İkincisi ise şu olay: 1980’lerin başında Hollywood’un “siyah şapkalı kovboy”u, ABD’nin “şahin” Başkanı Ronald Reagan, uzayda füze-karşıtı bir sistem kurarak, “Yıldızlar Savaşı” projesini hayata geçirmeye karar verdiğini açıklamıştı. Son derece gizli “yürütülen” bu projenin aslında hayali ve uydurma olduğu sonradan ortaya çıkmıştı. Ama bu arada Reagan, Sovyetler Birliği’ni anlamsız bir silahlanma yarışına sokarak, yıkılmasını getiren son fiskeyi de vurmuştu! 

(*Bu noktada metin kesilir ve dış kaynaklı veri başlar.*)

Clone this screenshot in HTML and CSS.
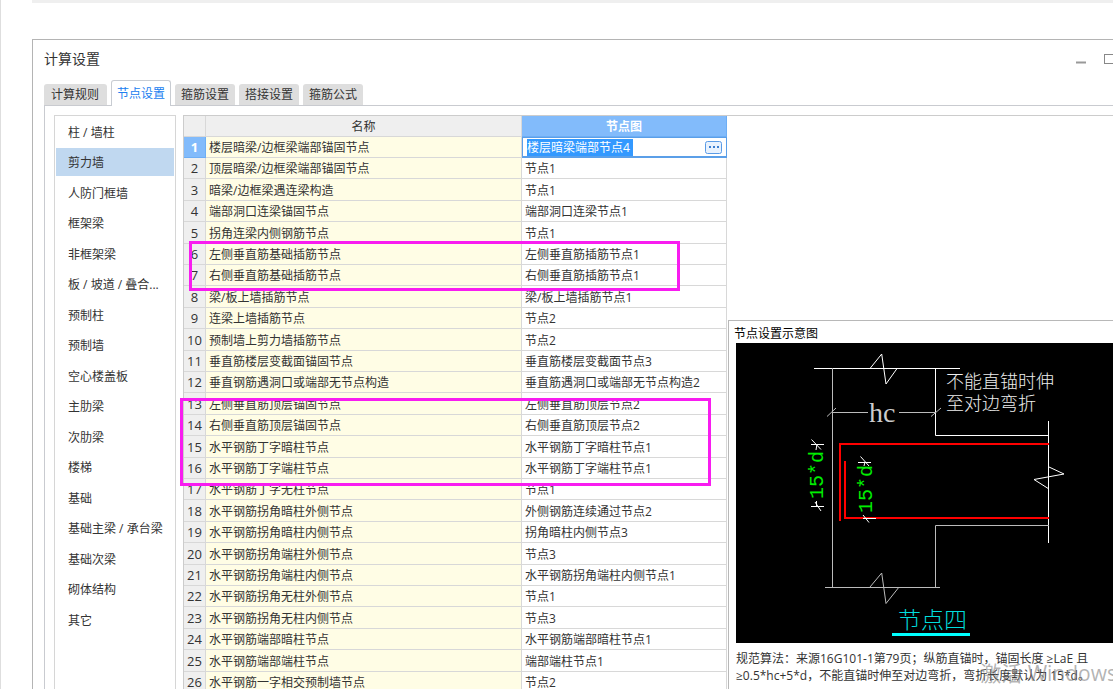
FILE: index.html
```html
<!DOCTYPE html>
<html lang="zh-CN">
<head>
<meta charset="utf-8">
<title>计算设置</title>
<link rel="stylesheet" href="styles.css">
</head>
<body>
<div class="page">
  <div class="strip"></div>
  <main class="window">
    <header class="titlebar">
      <h1 class="title">计算设置</h1>
      <div class="controls">
        <button class="control" type="button" aria-label="最小化"><svg width="12" height="12"><path d="M1 9.5h10" stroke="#999" stroke-width="2"/></svg></button>
        <button class="control" type="button" aria-label="最大化"><svg width="12" height="12"><rect x="0.5" y="1.5" width="11" height="9" fill="none" stroke="#888"/></svg></button>
      </div>
    </header>
    <div class="tabs" role="tablist">
      <button class="tab" type="button" role="tab">计算规则</button>
      <button class="tab active" type="button" role="tab" aria-selected="true">节点设置</button>
      <button class="tab" type="button" role="tab">箍筋设置</button>
      <button class="tab" type="button" role="tab">搭接设置</button>
      <button class="tab" type="button" role="tab">箍筋公式</button>
    </div>
    <div class="panel">
      <nav class="list">
        <button class="item" type="button">柱 / 墙柱</button>
        <button class="item current" type="button">剪力墙</button>
        <button class="item" type="button">人防门框墙</button>
        <button class="item" type="button">框架梁</button>
        <button class="item" type="button">非框架梁</button>
        <button class="item" type="button">板 / 坡道 / 叠合...</button>
        <button class="item" type="button">预制柱</button>
        <button class="item" type="button">预制墙</button>
        <button class="item" type="button">空心楼盖板</button>
        <button class="item" type="button">主肋梁</button>
        <button class="item" type="button">次肋梁</button>
        <button class="item" type="button">楼梯</button>
        <button class="item" type="button">基础</button>
        <button class="item" type="button">基础主梁 / 承台梁</button>
        <button class="item" type="button">基础次梁</button>
        <button class="item" type="button">砌体结构</button>
        <button class="item" type="button">其它</button>
      </nav>
      <div class="workspace">
        <div class="grid">
          <table class="nodes">
            <colgroup><col class="col-num"><col class="col-name"><col class="col-node"></colgroup>
            <thead><tr><th></th><th>名称</th><th class="picked">节点图</th></tr></thead>
            <tbody>
              <tr><th class="picked">1</th><td>楼层暗梁/边框梁端部锚固节点</td><td class="editing"><div class="editor"><input class="field" type="text" value="楼层暗梁端部节点4" aria-label="节点图"><button class="more" type="button" aria-label="更多"><svg width="17" height="13"><rect x="0.5" y="0.5" width="16" height="12" rx="2" fill="#e8f2fe" stroke="#5a9be6"/><path d="M4 6h2M8 6h2M12 6h2" stroke="#3d7fd0" stroke-width="2"/></svg></button></div></td></tr>
              <tr><th>2</th><td>顶层暗梁/边框梁端部锚固节点</td><td>节点1</td></tr>
              <tr><th>3</th><td>暗梁/边框梁遇连梁构造</td><td>节点1</td></tr>
              <tr><th>4</th><td>端部洞口连梁锚固节点</td><td>端部洞口连梁节点1</td></tr>
              <tr><th>5</th><td>拐角连梁内侧钢筋节点</td><td>节点1</td></tr>
              <tr><th>6</th><td>左侧垂直筋基础插筋节点</td><td>左侧垂直筋插筋节点1</td></tr>
              <tr><th>7</th><td>右侧垂直筋基础插筋节点</td><td>右侧垂直筋插筋节点1</td></tr>
              <tr><th>8</th><td>梁/板上墙插筋节点</td><td>梁/板上墙插筋节点1</td></tr>
              <tr><th>9</th><td>连梁上墙插筋节点</td><td>节点2</td></tr>
              <tr><th>10</th><td>预制墙上剪力墙插筋节点</td><td>节点2</td></tr>
              <tr><th>11</th><td>垂直筋楼层变截面锚固节点</td><td>垂直筋楼层变截面节点3</td></tr>
              <tr><th>12</th><td>垂直钢筋遇洞口或端部无节点构造</td><td>垂直筋遇洞口或端部无节点构造2</td></tr>
              <tr><th>13</th><td>左侧垂直筋顶层锚固节点</td><td>左侧垂直筋顶层节点2</td></tr>
              <tr><th>14</th><td>右侧垂直筋顶层锚固节点</td><td>右侧垂直筋顶层节点2</td></tr>
              <tr><th>15</th><td>水平钢筋丁字暗柱节点</td><td>水平钢筋丁字暗柱节点1</td></tr>
              <tr><th>16</th><td>水平钢筋丁字端柱节点</td><td>水平钢筋丁字端柱节点1</td></tr>
              <tr><th>17</th><td>水平钢筋丁字无柱节点</td><td>节点1</td></tr>
              <tr><th>18</th><td>水平钢筋拐角暗柱外侧节点</td><td>外侧钢筋连续通过节点2</td></tr>
              <tr><th>19</th><td>水平钢筋拐角暗柱内侧节点</td><td>拐角暗柱内侧节点3</td></tr>
              <tr><th>20</th><td>水平钢筋拐角端柱外侧节点</td><td>节点3</td></tr>
              <tr><th>21</th><td>水平钢筋拐角端柱内侧节点</td><td>水平钢筋拐角端柱内侧节点1</td></tr>
              <tr><th>22</th><td>水平钢筋拐角无柱外侧节点</td><td>节点1</td></tr>
              <tr><th>23</th><td>水平钢筋拐角无柱内侧节点</td><td>节点3</td></tr>
              <tr><th>24</th><td>水平钢筋端部暗柱节点</td><td>水平钢筋端部暗柱节点1</td></tr>
              <tr><th>25</th><td>水平钢筋端部端柱节点</td><td>端部端柱节点1</td></tr>
              <tr><th>26</th><td>水平钢筋一字相交预制墙节点</td><td>节点2</td></tr>
            </tbody>
          </table>
          <div class="mark mark-first"></div>
          <div class="mark mark-second"></div>
        </div>
        <section class="preview">
          <h2 class="caption">节点设置示意图</h2>
          <div class="canvas">
            <svg class="drawing" width="377" height="300" viewBox="0 0 377 300" fill="none">
              <g stroke="#fff">
                <path d="M78 25.5H224M199.500 25V92.500H313M312.500 78V200M134 25.500L145.700 11L150 41L160.700 26"/>
                <path d="M313 124L328 131L298 136.500L313 146"/>
              </g>
              <g stroke="#bbb">
                <path d="M96.500 25V244M96 69.500H132M163 69.500H200M91 73.500L100 65M195 73.500L205 65"/>
                <path d="M89 244.500H204M199.500 244V182.500H313M134 244L145.700 230L150 260.500L162.700 244.500"/>
              </g>
              <g stroke="#f00" stroke-width="2">
                <path d="M104 178V101H313"/>
                <path d="M109 118V175H313"/>
              </g>
              <g stroke="#fff">
                <path d="M75 101.500H88M75.500 96.500L85 106.500M81 101L80 107"/>
                <path d="M75 163.500H88M79 159L85 168M80.500 158V164"/>
                <path d="M122 119.500H135M124.500 113.500L133 123M129 119L128 123"/>
                <path d="M127 175.500H140M127 172L133 179.500"/>
              </g>
              <text class="dim" x="133" y="79">hc</text>
              <text class="note" x="210" y="45">不能直锚时伸</text>
              <text class="note" x="210" y="67">至对边弯折</text>
              <text class="bar" transform="translate(87 156) rotate(-90)">15*d</text>
              <text class="bar" transform="translate(136 170) rotate(-90)">15*d</text>
              <text class="name" x="162" y="285">节点四</text>
              <path d="M156 291.500H234" stroke="#0ff" stroke-width="3"/>
            </svg>
          </div>
          <p class="rule">规范算法：来源16G101-1第79页；纵筋直锚时，锚固长度 ≥LaE 且<br>≥0.5*hc+5*d，不能直锚时伸至对边弯折，弯折长度默认为 15*d。</p>
          <div class="watermark">激活 Windows</div>
        </section>
      </div>
    </div>
  </main>
</div>
</body>
</html>
```
FILE: styles.css
```css
* { box-sizing: border-box; }

body {
  margin: 0;
  background: #fff;
  color: #333;
  font: 12px/20px "Open Sans", "Noto Sans CJK SC", sans-serif;
}

button {
  margin: 0;
  padding: 0;
  border: 0;
  background: none;
  color: inherit;
  font: inherit;
}

.page {
  display: flex;
  flex-direction: column;
  height: 100vh;
  padding-left: 31px;
  border-left: 1px solid #dedede;
  overflow: hidden;
}

.strip {
  flex: none;
  height: 3px;
  margin-bottom: 36px;
  background: #efefef;
}

.window {
  flex: 1;
  display: flex;
  flex-direction: column;
  min-height: 0;
  padding-left: 11px;
  border: solid #b4b4b4;
  border-width: 1px 0 0 1px;
}

.titlebar {
  display: flex;
  justify-content: space-between;
  align-items: center;
  height: 40px;
  padding-bottom: 2px;
  overflow: hidden;
}

.title {
  margin: 0;
  font-size: 14px;
  font-weight: 400;
}

.controls {
  display: flex;
  gap: 17px;
  margin-right: -3px;
}

.control { display: flex; }

.tabs {
  position: relative;
  display: flex;
  align-items: flex-end;
  gap: 4px;
  height: 26px;
  margin-bottom: -1px;
}

.tab {
  height: 21px;
  margin-bottom: 1px;
  padding: 0 6px;
  border-radius: 3px 3px 0 0;
  background: #dedede;
}

.tab:first-child { padding: 0 8px 0 7px; }

.tab.active {
  height: 26px;
  margin-bottom: 0;
  padding: 0 5px;
  border: 1px solid #c8ccd2;
  border-bottom: 0;
  background: #fff;
  color: #2080f0;
}

.panel {
  flex: 1;
  display: flex;
  gap: 7px;
  min-height: 0;
  padding: 9px 0 0 9px;
  border: solid #c9cbd0;
  border-width: 1px 0 0 1px;
}

.list {
  flex: none;
  display: flex;
  flex-direction: column;
  width: 122px;
  padding: 2px 1px;
  border: 1px solid #d6d6d6;
  border-bottom: 0;
  overflow: hidden;
}

.item {
  flex: none;
  height: 28px;
  margin-bottom: 2px;
  padding: 2px 0 0 12px;
  text-align: left;
  white-space: nowrap;
}

.item:nth-child(even) { margin-bottom: 3px; }

.item.current { background: #c0d8f0; }

.workspace {
  flex: 1;
  display: flex;
  min-width: 0;
  border: solid #ccc;
  border-width: 1px 0 0 1px;
}

.grid {
  position: relative;
  flex: none;
  padding-right: 1px;
}

.nodes {
  width: 543px;
  table-layout: fixed;
  border-collapse: separate;
  border-spacing: 0;
}

.col-num { width: 22px; }
.col-name { width: 316px; }

.nodes th,
.nodes td {
  height: 21px;
  padding: 2px 0 0 3px;
  border: solid #d8d8d8;
  border-width: 0 1px 1px 0;
  line-height: 18px;
  font-weight: 400;
  text-align: left;
  white-space: nowrap;
}

.nodes th {
  padding-left: 0;
  background: #efefef;
  text-align: center;
}

.nodes tbody th {
  padding: 0;
  font-size: 13px;
  line-height: 20px;
}

.nodes tr:nth-child(5n + 3) td,
.nodes tr:nth-child(5n) td { height: 22px; }

.nodes td:nth-child(2) { background: #fffde5; }

.nodes th.picked {
  border-color: #6daef5;
  background: #82bbfb;
  color: #fff;
  font-weight: 700;
}

.nodes td.editing {
  padding: 0;
  border-color: #5b9fe8;
}

.editor {
  display: flex;
  align-items: center;
  justify-content: space-between;
  height: 20px;
  padding: 0 4px;
  border: solid #5b9fe8;
  border-width: 1px 0 1px 1px;
}

.field {
  width: 106px;
  height: 17px;
  padding: 1px 0 0;
  border: 0;
  background: #3399ff;
  color: #fff;
  font: inherit;
}

.more { display: flex; }

.mark {
  position: absolute;
  border: 3px solid #f81cf0;
}

.mark-first {
  top: 125px;
  left: 5px;
  width: 491px;
  height: 50px;
}

.mark-second {
  top: 282px;
  left: -4px;
  width: 531px;
  height: 88px;
}

.preview {
  position: relative;
  flex: 1;
  min-width: 0;
  margin-top: 204px;
  padding: 4px 0 0 7px;
  border: solid #b8b8b8;
  border-width: 1px 0 0 1px;
}

.caption {
  margin: 0 0 0 -2px;
  font-size: 12px;
  line-height: 18px;
  font-weight: 400;
  color: #000;
}

.canvas {
  height: 300px;
  background: #000;
  overflow: hidden;
}

.drawing { display: block; }

.drawing text { fill: #eee; }

.drawing .dim {
  fill: #ccc;
  font: 28px "Liberation Serif", serif;
}

.drawing .note { font: 300 18px "Noto Sans CJK SC", sans-serif; }

.drawing .bar {
  fill: #0e0;
  font: 20px "Liberation Mono", monospace;
}

.drawing .name {
  fill: #0dd;
  font: 300 23px "Noto Sans CJK SC", sans-serif;
}

.rule {
  margin: 7px 0 0;
  line-height: 17px;
  white-space: nowrap;
}

.watermark {
  position: absolute;
  right: -4px;
  bottom: 2px;
  color: rgba(130, 130, 130, 0.6);
  font-size: 21px;
  line-height: 28px;
  white-space: nowrap;
}
```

Şimdi de Trump, Pentagon’a bir “Uzay Ordusu” kurulması talimatı verdi! Üstelik 1967’de ABD’nin de imzaladığı Uzay’ın Barışçıl Amaçlarla Kullanılması Uluslararası Anlaşmasını hiçe sayarak...
25 Haziran’dan başlayarak Türkiye’mizi, dünyayı anlayan, geçmişi bilen, ehliyetli yeni kadrolar tarafından yönetilmesi candan dileğimiz. Ancak, ekonomiden, dış politikaya çok çetin bir onarım işinin onları beklediğini de bilmemiz gerekir.